Brief: Copy, from the entries below, each line where the word "component" can be found.

Data:
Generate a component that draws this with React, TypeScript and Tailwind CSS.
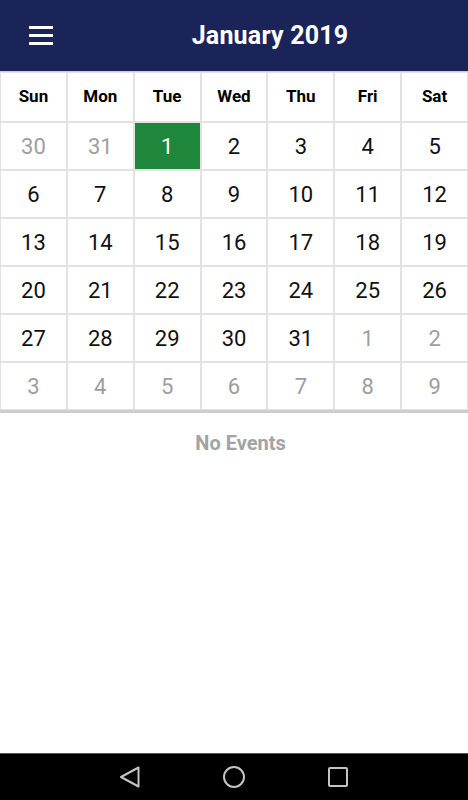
const DAY_NAMES = ['Sun', 'Mon', 'Tue', 'Wed', 'Thu', 'Fri', 'Sat']

type Day = { n: number; current: boolean; selected?: boolean }

function buildDays(): Day[] {
  const days: Day[] = [{ n: 30, current: false }, { n: 31, current: false }]
  for (let i = 1; i <= 31; i++) days.push({ n: i, current: true, selected: i === 1 })
  for (let i = 1; i <= 9; i++) days.push({ n: i, current: false })
  return days
}

function NavBar() {
  return (
    <div className="h-[47px] bg-black border-t border-[#555] flex items-center justify-center">
      <div className="flex items-center gap-[80px]">
        <svg width="24" height="24" viewBox="0 0 24 24" fill="none">
          <path d="M20.5 2.5 L3 12 L20.5 21.5 Z" stroke="#c4c4c4" strokeWidth="2" strokeLinejoin="round" />
        </svg>
        <svg width="24" height="24" viewBox="0 0 24 24" fill="none">
          <circle cx="12" cy="12" r="10" stroke="#c4c4c4" strokeWidth="2" />
        </svg>
        <svg width="24" height="24" viewBox="0 0 24 24" fill="none">
          <rect x="3" y="3" width="18" height="18" rx="1" stroke="#c4c4c4" strokeWidth="2" />
        </svg>
      </div>
    </div>
  )
}

export default function App() {
  const days = buildDays()
  return (
    <div className="w-[468px] h-[800px] flex flex-col bg-white font-['Roboto',sans-serif]">
      {/* Toolbar */}
      <div className="h-[72px] bg-[#1b2459] border-b border-[#c9cbd6] flex items-center shrink-0">
        <button className="ml-[29px] w-[26px] h-[26px] flex flex-col justify-center gap-[5px]">
          <span className="block h-[3px] w-[24px] bg-white" />
          <span className="block h-[3px] w-[24px] bg-white" />
          <span className="block h-[3px] w-[24px] bg-white" />
        </button>
        <h1 className="flex-1 text-center pl-[17px] mt-[1px] text-white text-[25px] font-bold tracking-[0.2px]">
          January 2019
        </h1>
      </div>

      {/* Calendar */}
      <div className="grid grid-cols-7 border-b-[3px] border-[#cdcdcd] shrink-0">
        {DAY_NAMES.map((d) => (
          <div
            key={d}
            className="h-[50px] bg-white border border-[#e2e2e2] flex items-center justify-center text-[17px] font-bold text-black"
          >
            {d}
          </div>
        ))}
        {days.map((d, i) => (
          <div
            key={i}
            className={
              d.selected
                ? 'h-[48px] bg-[#1f873b] border border-[#e2e2e2] flex items-center justify-center text-[22px] text-white'
                : d.current
                  ? 'h-[48px] bg-white border border-[#e2e2e2] flex items-center justify-center text-[22px] text-[#111]'
                  : 'h-[48px] bg-white border border-[#e2e2e2] flex items-center justify-center text-[22px] text-[#9e9e9e]'
            }
          >
            {d.n}
          </div>
        ))}
      </div>

      <div className="flex-1">
        <p className="mt-[15px] pl-[13px] text-center text-[20px] font-bold text-[#a3a3a3]">No Events</p>
      </div>

      <NavBar />
    </div>
  )
}
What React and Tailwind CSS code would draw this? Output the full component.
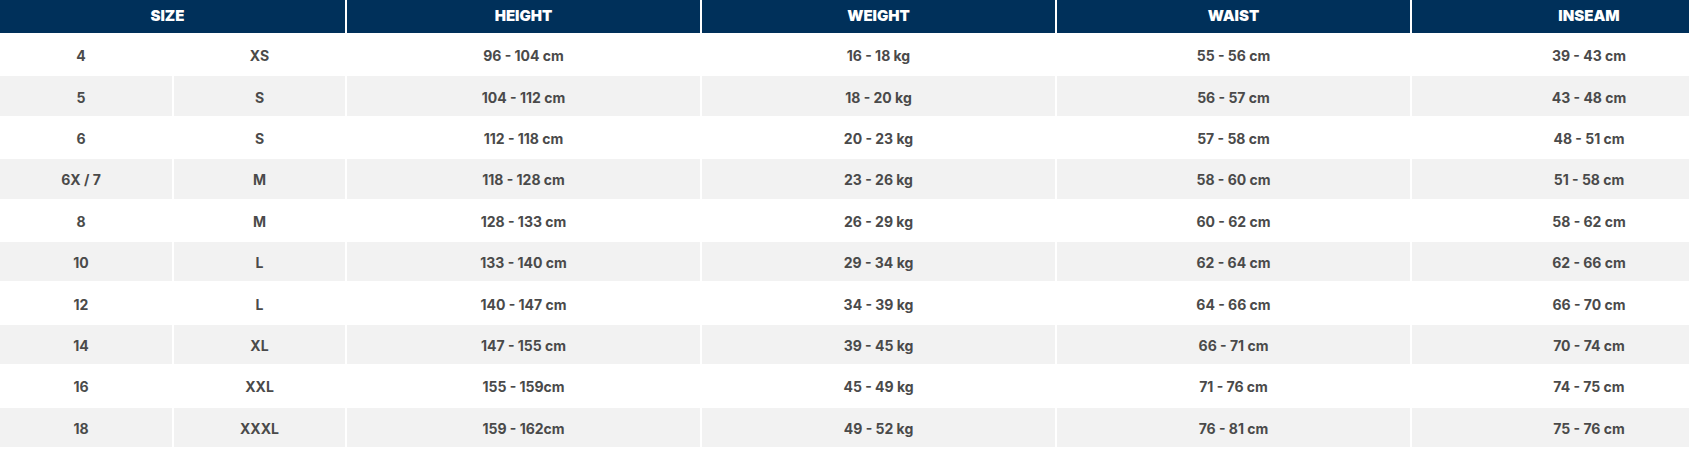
import React from "react";

const rows = [
  ["4", "XS", "96 - 104 cm", "16 - 18 kg", "55 - 56 cm", "39 - 43 cm"],
  ["5", "S", "104 - 112 cm", "18 - 20 kg", "56 - 57 cm", "43 - 48 cm"],
  ["6", "S", "112 - 118 cm", "20 - 23 kg", "57 - 58 cm", "48 - 51 cm"],
  ["6X / 7", "M", "118 - 128 cm", "23 - 26 kg", "58 - 60 cm", "51 - 58 cm"],
  ["8", "M", "128 - 133 cm", "26 - 29 kg", "60 - 62 cm", "58 - 62 cm"],
  ["10", "L", "133 - 140 cm", "29 - 34 kg", "62 - 64 cm", "62 - 66 cm"],
  ["12", "L", "140 - 147 cm", "34 - 39 kg", "64 - 66 cm", "66 - 70 cm"],
  ["14", "XL", "147 - 155 cm", "39 - 45 kg", "66 - 71 cm", "70 - 74 cm"],
  ["16", "XXL", "155 - 159cm", "45 - 49 kg", "71 - 76 cm", "74 - 75 cm"],
  ["18", "XXXL", "159 - 162cm", "49 - 52 kg", "76 - 81 cm", "75 - 76 cm"],
];

const headers = ["HEIGHT", "WEIGHT", "WAIST", "INSEAM"];

const App = () => {
  return (
    <div className="w-[1689px] h-[468px] bg-white overflow-hidden font-['Inter','Liberation_Sans',sans-serif]">
      <div className="-ml-[10px] w-[1786px] grid grid-cols-[182px_171px_353px_353px_353px_354px] gap-[2px]">
        <div className="col-span-2 h-[33px] bg-[#00305a] text-white text-[15px] font-black flex justify-center items-center">
          SIZE
        </div>
        {headers.map((h) => (
          <div
            key={h}
            className="h-[33px] bg-[#00305a] text-white text-[15px] font-black flex justify-center items-center"
          >
            {h}
          </div>
        ))}

        {rows.map((row, index) =>
          row.map((cell, i) => (
            <div
              key={index + "-" + i}
              className={
                "h-[39.4px] pt-[2px] flex justify-center items-center text-[14px] font-bold text-[#4a4a4a] " +
                (index % 2 === 1 ? "bg-[#f2f2f2]" : "bg-white")
              }
            >
              {cell}
            </div>
          ))
        )}
      </div>
    </div>
  );
};

export default App;
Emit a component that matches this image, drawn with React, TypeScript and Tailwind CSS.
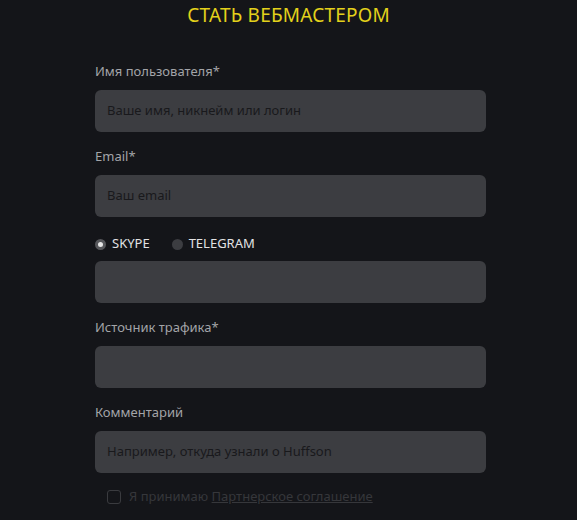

Output:
Generate a component that draws this with React, TypeScript and Tailwind CSS.
What React and Tailwind CSS code would draw this? Output the full component.
Emit a component that matches this image, drawn with React, TypeScript and Tailwind CSS.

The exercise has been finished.